Stated goal: Repeat the material verbatim and drop the pictures.

Source material:
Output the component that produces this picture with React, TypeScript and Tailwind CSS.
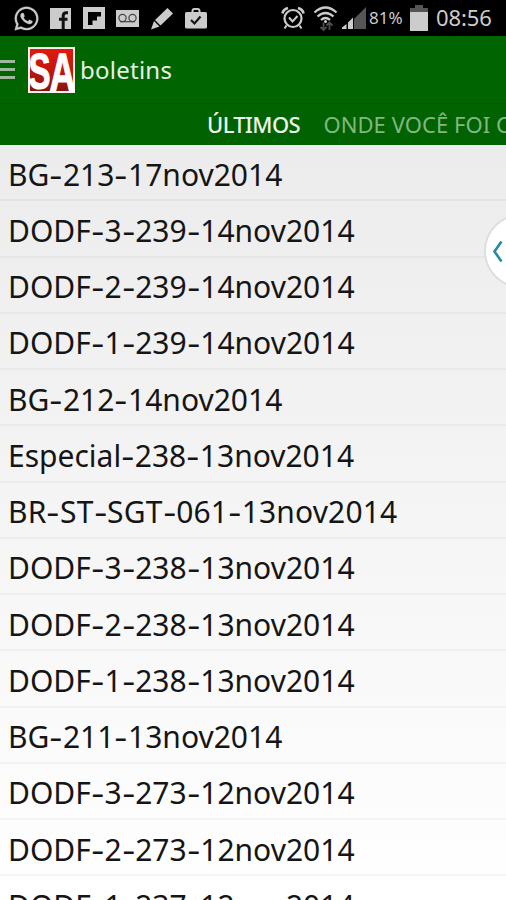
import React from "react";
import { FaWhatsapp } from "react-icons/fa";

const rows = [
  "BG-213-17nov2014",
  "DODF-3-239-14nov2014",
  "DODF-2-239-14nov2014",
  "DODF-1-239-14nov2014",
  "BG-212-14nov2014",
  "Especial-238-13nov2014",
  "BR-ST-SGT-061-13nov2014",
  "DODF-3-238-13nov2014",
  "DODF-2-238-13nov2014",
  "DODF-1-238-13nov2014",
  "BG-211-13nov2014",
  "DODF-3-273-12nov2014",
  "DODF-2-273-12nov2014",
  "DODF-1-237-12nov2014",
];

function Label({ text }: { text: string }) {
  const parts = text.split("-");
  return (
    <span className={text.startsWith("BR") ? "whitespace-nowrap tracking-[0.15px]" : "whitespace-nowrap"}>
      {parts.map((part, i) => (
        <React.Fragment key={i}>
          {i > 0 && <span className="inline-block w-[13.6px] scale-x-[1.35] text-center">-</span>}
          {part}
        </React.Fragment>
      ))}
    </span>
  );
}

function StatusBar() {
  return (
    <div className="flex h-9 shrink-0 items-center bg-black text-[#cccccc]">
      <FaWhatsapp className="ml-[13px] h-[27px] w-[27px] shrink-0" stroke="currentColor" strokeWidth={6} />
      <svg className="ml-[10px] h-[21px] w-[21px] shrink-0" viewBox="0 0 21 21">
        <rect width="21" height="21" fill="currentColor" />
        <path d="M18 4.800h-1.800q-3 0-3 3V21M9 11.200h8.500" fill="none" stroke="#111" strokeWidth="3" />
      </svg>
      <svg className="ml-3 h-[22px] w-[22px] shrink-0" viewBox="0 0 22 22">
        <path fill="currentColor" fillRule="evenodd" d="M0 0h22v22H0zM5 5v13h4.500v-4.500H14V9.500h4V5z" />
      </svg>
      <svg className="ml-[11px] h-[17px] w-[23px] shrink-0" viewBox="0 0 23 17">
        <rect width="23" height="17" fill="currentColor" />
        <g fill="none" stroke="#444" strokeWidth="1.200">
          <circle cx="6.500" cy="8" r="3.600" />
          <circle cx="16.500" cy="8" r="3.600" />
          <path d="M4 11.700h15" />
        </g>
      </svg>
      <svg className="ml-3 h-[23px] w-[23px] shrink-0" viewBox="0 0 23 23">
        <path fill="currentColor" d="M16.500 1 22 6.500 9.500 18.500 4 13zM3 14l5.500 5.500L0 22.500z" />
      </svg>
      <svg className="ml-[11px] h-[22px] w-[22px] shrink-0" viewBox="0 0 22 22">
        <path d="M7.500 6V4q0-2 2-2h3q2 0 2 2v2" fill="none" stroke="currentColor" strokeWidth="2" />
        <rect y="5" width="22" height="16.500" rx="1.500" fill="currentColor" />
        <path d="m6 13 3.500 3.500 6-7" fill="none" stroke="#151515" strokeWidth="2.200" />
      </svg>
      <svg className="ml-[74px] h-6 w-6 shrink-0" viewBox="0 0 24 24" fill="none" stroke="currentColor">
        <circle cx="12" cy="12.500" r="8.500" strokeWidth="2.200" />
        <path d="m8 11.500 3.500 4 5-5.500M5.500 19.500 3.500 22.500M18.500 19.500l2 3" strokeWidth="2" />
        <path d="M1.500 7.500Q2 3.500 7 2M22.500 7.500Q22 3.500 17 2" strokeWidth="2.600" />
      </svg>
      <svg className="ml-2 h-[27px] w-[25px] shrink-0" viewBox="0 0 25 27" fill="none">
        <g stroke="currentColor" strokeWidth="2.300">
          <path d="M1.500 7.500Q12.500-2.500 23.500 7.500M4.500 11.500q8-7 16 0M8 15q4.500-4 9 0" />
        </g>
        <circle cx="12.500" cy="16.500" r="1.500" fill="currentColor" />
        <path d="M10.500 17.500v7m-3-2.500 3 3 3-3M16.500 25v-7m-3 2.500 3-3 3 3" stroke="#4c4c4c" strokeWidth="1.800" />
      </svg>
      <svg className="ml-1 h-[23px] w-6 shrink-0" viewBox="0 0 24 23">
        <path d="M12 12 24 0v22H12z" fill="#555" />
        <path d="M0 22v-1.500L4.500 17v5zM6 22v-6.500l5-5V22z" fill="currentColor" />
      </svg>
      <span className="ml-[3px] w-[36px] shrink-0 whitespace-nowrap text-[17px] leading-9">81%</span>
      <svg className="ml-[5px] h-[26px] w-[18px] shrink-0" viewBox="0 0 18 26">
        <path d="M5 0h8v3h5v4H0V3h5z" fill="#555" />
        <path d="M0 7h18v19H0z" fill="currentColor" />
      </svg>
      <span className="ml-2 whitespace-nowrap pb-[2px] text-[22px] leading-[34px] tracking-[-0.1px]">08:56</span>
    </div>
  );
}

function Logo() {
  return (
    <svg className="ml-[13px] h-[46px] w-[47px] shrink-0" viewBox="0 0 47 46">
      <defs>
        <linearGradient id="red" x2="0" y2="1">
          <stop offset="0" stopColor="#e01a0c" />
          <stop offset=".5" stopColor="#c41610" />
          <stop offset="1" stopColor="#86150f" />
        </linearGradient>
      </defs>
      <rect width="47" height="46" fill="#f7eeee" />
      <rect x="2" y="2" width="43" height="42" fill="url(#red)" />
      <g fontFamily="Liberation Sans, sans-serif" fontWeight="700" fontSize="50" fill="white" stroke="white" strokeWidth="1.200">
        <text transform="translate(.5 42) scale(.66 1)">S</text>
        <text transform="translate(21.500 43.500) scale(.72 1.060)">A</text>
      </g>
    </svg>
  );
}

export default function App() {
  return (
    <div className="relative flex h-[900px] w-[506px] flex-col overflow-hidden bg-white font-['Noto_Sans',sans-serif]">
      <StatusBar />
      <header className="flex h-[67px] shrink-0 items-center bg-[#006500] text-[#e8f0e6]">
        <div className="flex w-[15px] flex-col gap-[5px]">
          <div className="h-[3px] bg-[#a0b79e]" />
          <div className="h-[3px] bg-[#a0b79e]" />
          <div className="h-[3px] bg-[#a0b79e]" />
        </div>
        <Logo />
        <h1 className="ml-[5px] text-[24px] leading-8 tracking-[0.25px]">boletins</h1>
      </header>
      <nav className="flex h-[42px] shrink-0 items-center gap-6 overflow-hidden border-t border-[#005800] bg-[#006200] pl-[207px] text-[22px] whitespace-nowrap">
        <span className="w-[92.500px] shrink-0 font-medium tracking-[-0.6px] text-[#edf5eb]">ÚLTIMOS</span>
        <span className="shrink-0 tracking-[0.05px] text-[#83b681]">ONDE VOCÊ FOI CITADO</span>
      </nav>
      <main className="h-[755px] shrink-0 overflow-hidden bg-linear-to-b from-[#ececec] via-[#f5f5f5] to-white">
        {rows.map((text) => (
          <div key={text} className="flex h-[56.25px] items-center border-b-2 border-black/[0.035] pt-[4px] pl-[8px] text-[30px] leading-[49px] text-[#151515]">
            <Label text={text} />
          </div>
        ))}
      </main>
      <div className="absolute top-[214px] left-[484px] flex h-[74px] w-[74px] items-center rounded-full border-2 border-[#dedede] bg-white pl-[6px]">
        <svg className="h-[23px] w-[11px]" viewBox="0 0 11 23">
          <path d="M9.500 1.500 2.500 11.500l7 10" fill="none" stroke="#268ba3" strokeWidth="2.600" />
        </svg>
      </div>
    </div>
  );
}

Task answer:
Output the component that produces this picture with React, TypeScript and Tailwind CSS.
import React from "react";
import { FaWhatsapp } from "react-icons/fa";

const rows = [
  "BG-213-17nov2014",
  "DODF-3-239-14nov2014",
  "DODF-2-239-14nov2014",
  "DODF-1-239-14nov2014",
  "BG-212-14nov2014",
  "Especial-238-13nov2014",
  "BR-ST-SGT-061-13nov2014",
  "DODF-3-238-13nov2014",
  "DODF-2-238-13nov2014",
  "DODF-1-238-13nov2014",
  "BG-211-13nov2014",
  "DODF-3-273-12nov2014",
  "DODF-2-273-12nov2014",
  "DODF-1-237-12nov2014",
];

function Label({ text }: { text: string }) {
  const parts = text.split("-");
  return (
    <span className={text.startsWith("BR") ? "whitespace-nowrap tracking-[0.15px]" : "whitespace-nowrap"}>
      {parts.map((part, i) => (
        <React.Fragment key={i}>
          {i > 0 && <span className="inline-block w-[13.6px] scale-x-[1.35] text-center">-</span>}
          {part}
        </React.Fragment>
      ))}
    </span>
  );
}

function StatusBar() {
  return (
    <div className="flex h-9 shrink-0 items-center bg-black text-[#cccccc]">
      <FaWhatsapp className="ml-[13px] h-[27px] w-[27px] shrink-0" stroke="currentColor" strokeWidth={6} />
      <svg className="ml-[10px] h-[21px] w-[21px] shrink-0" viewBox="0 0 21 21">
        <rect width="21" height="21" fill="currentColor" />
        <path d="M18 4.800h-1.800q-3 0-3 3V21M9 11.200h8.500" fill="none" stroke="#111" strokeWidth="3" />
      </svg>
      <svg className="ml-3 h-[22px] w-[22px] shrink-0" viewBox="0 0 22 22">
        <path fill="currentColor" fillRule="evenodd" d="M0 0h22v22H0zM5 5v13h4.500v-4.500H14V9.500h4V5z" />
      </svg>
      <svg className="ml-[11px] h-[17px] w-[23px] shrink-0" viewBox="0 0 23 17">
        <rect width="23" height="17" fill="currentColor" />
        <g fill="none" stroke="#444" strokeWidth="1.200">
          <circle cx="6.500" cy="8" r="3.600" />
          <circle cx="16.500" cy="8" r="3.600" />
          <path d="M4 11.700h15" />
        </g>
      </svg>
      <svg className="ml-3 h-[23px] w-[23px] shrink-0" viewBox="0 0 23 23">
        <path fill="currentColor" d="M16.500 1 22 6.500 9.500 18.500 4 13zM3 14l5.500 5.500L0 22.500z" />
      </svg>
      <svg className="ml-[11px] h-[22px] w-[22px] shrink-0" viewBox="0 0 22 22">
        <path d="M7.500 6V4q0-2 2-2h3q2 0 2 2v2" fill="none" stroke="currentColor" strokeWidth="2" />
        <rect y="5" width="22" height="16.500" rx="1.500" fill="currentColor" />
        <path d="m6 13 3.500 3.500 6-7" fill="none" stroke="#151515" strokeWidth="2.200" />
      </svg>
      <svg className="ml-[74px] h-6 w-6 shrink-0" viewBox="0 0 24 24" fill="none" stroke="currentColor">
        <circle cx="12" cy="12.500" r="8.500" strokeWidth="2.200" />
        <path d="m8 11.500 3.500 4 5-5.500M5.500 19.500 3.500 22.500M18.500 19.500l2 3" strokeWidth="2" />
        <path d="M1.500 7.500Q2 3.500 7 2M22.500 7.500Q22 3.500 17 2" strokeWidth="2.600" />
      </svg>
      <svg className="ml-2 h-[27px] w-[25px] shrink-0" viewBox="0 0 25 27" fill="none">
        <g stroke="currentColor" strokeWidth="2.300">
          <path d="M1.500 7.500Q12.500-2.500 23.500 7.500M4.500 11.500q8-7 16 0M8 15q4.500-4 9 0" />
        </g>
        <circle cx="12.500" cy="16.500" r="1.500" fill="currentColor" />
        <path d="M10.500 17.500v7m-3-2.500 3 3 3-3M16.500 25v-7m-3 2.500 3-3 3 3" stroke="#4c4c4c" strokeWidth="1.800" />
      </svg>
      <svg className="ml-1 h-[23px] w-6 shrink-0" viewBox="0 0 24 23">
        <path d="M12 12 24 0v22H12z" fill="#555" />
        <path d="M0 22v-1.500L4.500 17v5zM6 22v-6.500l5-5V22z" fill="currentColor" />
      </svg>
      <span className="ml-[3px] w-[36px] shrink-0 whitespace-nowrap text-[17px] leading-9">81%</span>
      <svg className="ml-[5px] h-[26px] w-[18px] shrink-0" viewBox="0 0 18 26">
        <path d="M5 0h8v3h5v4H0V3h5z" fill="#555" />
        <path d="M0 7h18v19H0z" fill="currentColor" />
      </svg>
      <span className="ml-2 whitespace-nowrap pb-[2px] text-[22px] leading-[34px] tracking-[-0.1px]">08:56</span>
    </div>
  );
}

function Logo() {
  return (
    <svg className="ml-[13px] h-[46px] w-[47px] shrink-0" viewBox="0 0 47 46">
      <defs>
        <linearGradient id="red" x2="0" y2="1">
          <stop offset="0" stopColor="#e01a0c" />
          <stop offset=".5" stopColor="#c41610" />
          <stop offset="1" stopColor="#86150f" />
        </linearGradient>
      </defs>
      <rect width="47" height="46" fill="#f7eeee" />
      <rect x="2" y="2" width="43" height="42" fill="url(#red)" />
      <g fontFamily="Liberation Sans, sans-serif" fontWeight="700" fontSize="50" fill="white" stroke="white" strokeWidth="1.200">
        <text transform="translate(.5 42) scale(.66 1)">S</text>
        <text transform="translate(21.500 43.500) scale(.72 1.060)">A</text>
      </g>
    </svg>
  );
}

export default function App() {
  return (
    <div className="relative flex h-[900px] w-[506px] flex-col overflow-hidden bg-white font-['Noto_Sans',sans-serif]">
      <StatusBar />
      <header className="flex h-[67px] shrink-0 items-center bg-[#006500] text-[#e8f0e6]">
        <div className="flex w-[15px] flex-col gap-[5px]">
          <div className="h-[3px] bg-[#a0b79e]" />
          <div className="h-[3px] bg-[#a0b79e]" />
          <div className="h-[3px] bg-[#a0b79e]" />
        </div>
        <Logo />
        <h1 className="ml-[5px] text-[24px] leading-8 tracking-[0.25px]">boletins</h1>
      </header>
      <nav className="flex h-[42px] shrink-0 items-center gap-6 overflow-hidden border-t border-[#005800] bg-[#006200] pl-[207px] text-[22px] whitespace-nowrap">
        <span className="w-[92.500px] shrink-0 font-medium tracking-[-0.6px] text-[#edf5eb]">ÚLTIMOS</span>
        <span className="shrink-0 tracking-[0.05px] text-[#83b681]">ONDE VOCÊ FOI CITADO</span>
      </nav>
      <main className="h-[755px] shrink-0 overflow-hidden bg-linear-to-b from-[#ececec] via-[#f5f5f5] to-white">
        {rows.map((text) => (
          <div key={text} className="flex h-[56.25px] items-center border-b-2 border-black/[0.035] pt-[4px] pl-[8px] text-[30px] leading-[49px] text-[#151515]">
            <Label text={text} />
          </div>
        ))}
      </main>
      <div className="absolute top-[214px] left-[484px] flex h-[74px] w-[74px] items-center rounded-full border-2 border-[#dedede] bg-white pl-[6px]">
        <svg className="h-[23px] w-[11px]" viewBox="0 0 11 23">
          <path d="M9.500 1.500 2.500 11.500l7 10" fill="none" stroke="#268ba3" strokeWidth="2.600" />
        </svg>
      </div>
    </div>
  );
}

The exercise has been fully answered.